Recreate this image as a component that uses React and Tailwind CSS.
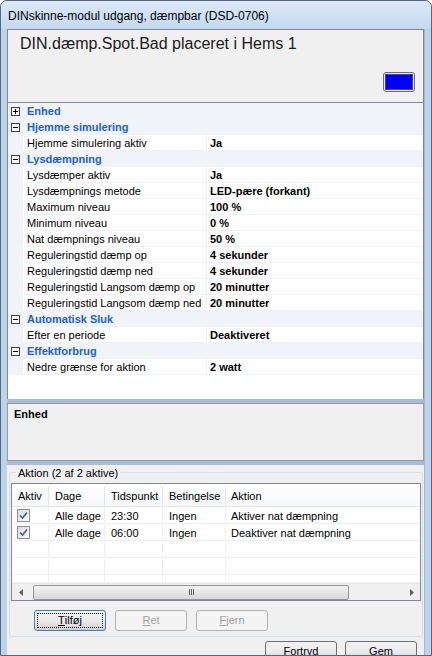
import React from "react";

const rows = [
  { cat: "Enhed", open: false },
  { cat: "Hjemme simulering", open: true },
  { name: "Hjemme simulering aktiv", value: "Ja" },
  { cat: "Lysdæmpning", open: true },
  { name: "Lysdæmper aktiv", value: "Ja" },
  { name: "Lysdæmpnings metode", value: "LED-pære (forkant)" },
  { name: "Maximum niveau", value: "100 %" },
  { name: "Minimum niveau", value: "0 %" },
  { name: "Nat dæmpnings niveau", value: "50 %" },
  { name: "Reguleringstid dæmp op", value: "4 sekunder" },
  { name: "Reguleringstid dæmp ned", value: "4 sekunder" },
  { name: "Reguleringstid Langsom dæmp op", value: "20 minutter" },
  { name: "Reguleringstid Langsom dæmp ned", value: "20 minutter" },
  { cat: "Automatisk Sluk", open: true },
  { name: "Efter en periode", value: "Deaktiveret" },
  { cat: "Effektforbrug", open: true },
  { name: "Nedre grænse for aktion", value: "2 watt" },
];

const actions = [
  { dage: "Alle dage", tid: "23:30", bet: "Ingen", akt: "Aktiver nat dæmpning" },
  { dage: "Alle dage", tid: "06:00", bet: "Ingen", akt: "Deaktiver nat dæmpning" },
];

function Expander({ open }) {
  return (
    <div className="w-[9px] h-[9px] border border-[#404040] bg-white flex items-center justify-center relative">
      <div className="w-[5px] h-[1px] bg-black" />
      {!open && <div className="absolute w-[1px] h-[5px] bg-black" />}
    </div>
  );
}

function Check() {
  return (
    <div className="w-[13px] h-[13px] border border-[#8f8f8f] bg-gradient-to-br from-[#dcdcdc] to-[#fbfbfb] flex items-center justify-center">
      <svg width="9" height="9" viewBox="0 0 9 9">
        <path d="M1 4.5 L3.5 7 L8 1.5" stroke="#4a5f97" strokeWidth="1.7" fill="none" />
      </svg>
    </div>
  );
}

function Btn({ u, rest, disabled, def }) {
  return (
    <div
      className={
        "w-[72px] h-[21px] rounded-[3px] flex items-center justify-center text-[11px] " +
        (disabled
          ? "border border-[#adb2b5] bg-[#f4f4f4] text-[#a0a0a0]"
          : def
          ? "border border-[#3c7fb1] bg-gradient-to-b from-[#f2f2f2] via-[#ebebeb] to-[#cfcfcf] text-black"
          : "border border-[#707070] bg-gradient-to-b from-[#f2f2f2] via-[#ebebeb] to-[#cfcfcf] text-black")
      }
    >
      <div
        className={
          "flex items-center justify-center " +
          (def ? "w-[66px] h-[15px] border border-dotted border-black" : "")
        }
      >
        <span className="underline">{u}</span>
        <span>{rest}</span>
      </div>
    </div>
  );
}

export default function App() {
  return (
    <div
      className="w-[432px] h-[656px] overflow-hidden flex flex-col bg-[#bcd3ec] border border-[#56677c] rounded-t-[7px]"
      style={{ fontFamily: '"Liberation Sans", Arial, sans-serif' }}
    >
      {/* title bar */}
      <div className="h-[28px] shrink-0 flex items-center pl-[7px] pt-[2px] bg-gradient-to-b from-[#dde9f7] via-[#d0e1f4] to-[#c3d8ef] text-[12px] text-black rounded-t-[6px]">
        DINskinne-modul udgang, dæmpbar (DSD-0706)
      </div>

      <div className="flex flex-1 min-h-0">
        <div className="w-[6px] shrink-0 bg-[#bcd3ec]" />
        <div className="w-[417px] shrink-0 flex flex-col bg-[#f0f0f0]">
          {/* header */}
          <div className="h-[74px] shrink-0 border border-[#828790] bg-[#f0f0f0] flex flex-col px-[12px] pt-[4px]">
            <div className="text-[16px] text-[#1a1a1a] leading-[20px]">DIN.dæmp.Spot.Bad placeret i Hems 1</div>
            <div className="flex justify-end mt-[18px] -mr-[4px]">
              <div className="w-[32px] h-[20px] rounded-[3px] border border-[#6e6e6e] bg-[#f0f0f0] p-[1px]">
                <div className="w-full h-full bg-[#0000ff] border border-[#4040c0]" />
              </div>
            </div>
          </div>

          {/* property grid */}
          <div className="h-[296px] shrink-0 bg-white border-x border-[#828790] flex flex-col">
            {rows.map((r, i) =>
              r.cat ? (
                <div key={i} className="h-[16px] flex items-center bg-[#f0f3f8] border-b border-[#eef1f6] pt-[1px]">
                  <div className="w-[15px] pl-[3px] flex items-center">
                    <Expander open={r.open} />
                  </div>
                  <div className="pl-[4px] text-[11px] font-bold text-[#2160d6] leading-none">{r.cat}</div>
                </div>
              ) : (
                <div key={i} className="h-[16px] flex items-stretch">
                  <div className="w-[15px] bg-[#f0f3f8]" />
                  <div className="w-[184px] border-b border-r border-[#eef1f6] pl-[4px] pt-[1px] flex items-center text-[11px] text-black leading-none whitespace-nowrap">
                    {r.name}
                  </div>
                  <div className="flex-1 border-b border-[#eef1f6] pl-[3px] pt-[1px] flex items-center text-[11px] font-bold text-black leading-none">
                    {r.value}
                  </div>
                </div>
              )
            )}
            <div className="flex-1" />
          </div>

          <div className="h-[4px] shrink-0 bg-[#a6bedb]" />

          {/* description */}
          <div className="h-[58px] shrink-0 border border-[#9a9a9a] bg-[#f0f0f0] pl-[6px] pt-[2px]">
            <div className="text-[11px] font-bold text-black">Enhed</div>
          </div>

          <div className="h-[4px] shrink-0 bg-[#a6bedb]" />

          {/* lower area */}
          <div className="flex-1 flex flex-col pl-[2px] pr-[1px]">
            <div className="relative mt-[7px] h-[165px] border border-[#d5dfe5] rounded-[3px] flex flex-col pl-[1px] pr-[1px] pt-[10px]">
              <div className="absolute -top-[6px] left-[6px] px-[2px] bg-[#f0f0f0] text-[11px] leading-[13px] text-black whitespace-nowrap">
                Aktion (2 af 2 aktive)
              </div>

              {/* list view */}
              <div className="h-[118px] border border-[#828790] bg-white flex flex-col text-[11px] text-black whitespace-nowrap">
                <div className="h-[23px] shrink-0 flex border-b border-[#e5e5e5] bg-gradient-to-b from-white to-[#f7f8fa] pt-[2px]">
                  <div className="w-[37px] pl-[6px] flex items-center border-r border-[#e3e5e8]">Aktiv</div>
                  <div className="w-[56px] pl-[6px] flex items-center border-r border-[#e3e5e8]">Dage</div>
                  <div className="w-[58px] pl-[6px] flex items-center border-r border-[#e3e5e8]">Tidspunkt</div>
                  <div className="w-[63px] pl-[6px] flex items-center border-r border-[#e3e5e8]">Betingelse</div>
                  <div className="flex-1 pl-[5px] flex items-center">Aktion</div>
                </div>
                {[0, 1, 2, 3, 4].map((i) => {
                  const a = actions[i];
                  const h = i === 4 ? "h-[8px]" : "h-[17px] pt-[1px]";
                  return (
                    <div key={i} className={h + " shrink-0 flex border-b border-[#f0f0f0] overflow-hidden"}>
                      <div className="w-[37px] pl-[5px] flex items-center border-r border-[#f0f0f0]">
                        {a && <Check />}
                      </div>
                      <div className="w-[56px] pl-[6px] pt-[1px] flex items-center border-r border-[#f0f0f0]">{a && a.dage}</div>
                      <div className="w-[58px] pl-[6px] pt-[1px] flex items-center border-r border-[#f0f0f0]">{a && a.tid}</div>
                      <div className="w-[63px] pl-[6px] pt-[1px] flex items-center border-r border-[#f0f0f0]">{a && a.bet}</div>
                      <div className="flex-1 pl-[5px] pt-[1px] flex items-center">{a && a.akt}</div>
                    </div>
                  );
                })}
                {/* scrollbar */}
                <div className="h-[17px] shrink-0 flex items-center bg-[#f0f0f0] border-t border-[#e8e8e8]">
                  <div className="w-[17px] h-full flex items-center justify-center">
                    <svg width="4" height="7" viewBox="0 0 4 7"><path d="M4 0 L0 3.5 L4 7 Z" fill="#606060" /></svg>
                  </div>
                  <div className="w-[316px] h-[15px] ml-[4px] rounded-[2px] border border-[#979797] bg-gradient-to-b from-[#f3f3f3] to-[#d8d8d8] flex items-center justify-center">
                    <div className="flex gap-[1px]">
                      <div className="w-[1px] h-[6px] bg-[#606060]" />
                      <div className="w-[1px] h-[6px] bg-[#606060]" />
                      <div className="w-[1px] h-[6px] bg-[#606060]" />
                    </div>
                  </div>
                  <div className="flex-1" />
                  <div className="w-[17px] h-full flex items-center justify-center">
                    <svg width="4" height="7" viewBox="0 0 4 7"><path d="M0 0 L4 3.5 L0 7 Z" fill="#606060" /></svg>
                  </div>
                </div>
              </div>

              <div className="flex gap-[9px] mt-[9px] pl-[23px]">
                <Btn u="T" rest="ilføj" def />
                <Btn u="R" rest="et" disabled />
                <Btn u="F" rest="jern" disabled />
              </div>
            </div>

            <div className="flex justify-end gap-[8px] mt-[4px] pr-[6px]">
              <Btn u="" rest="Fortryd" />
              <Btn u="" rest="Gem" />
            </div>
          </div>
        </div>
        <div className="flex-1 bg-[#bcd3ec] border-l border-[#9fb7d3]" />
      </div>
    </div>
  );
}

────────────────

What is asked: Restate each line from the start of the listing through the line bearing "import React from" word for word. Drop the pictures.

Answer below:
Recreate this image as a component that uses React and Tailwind CSS.
import React from "react";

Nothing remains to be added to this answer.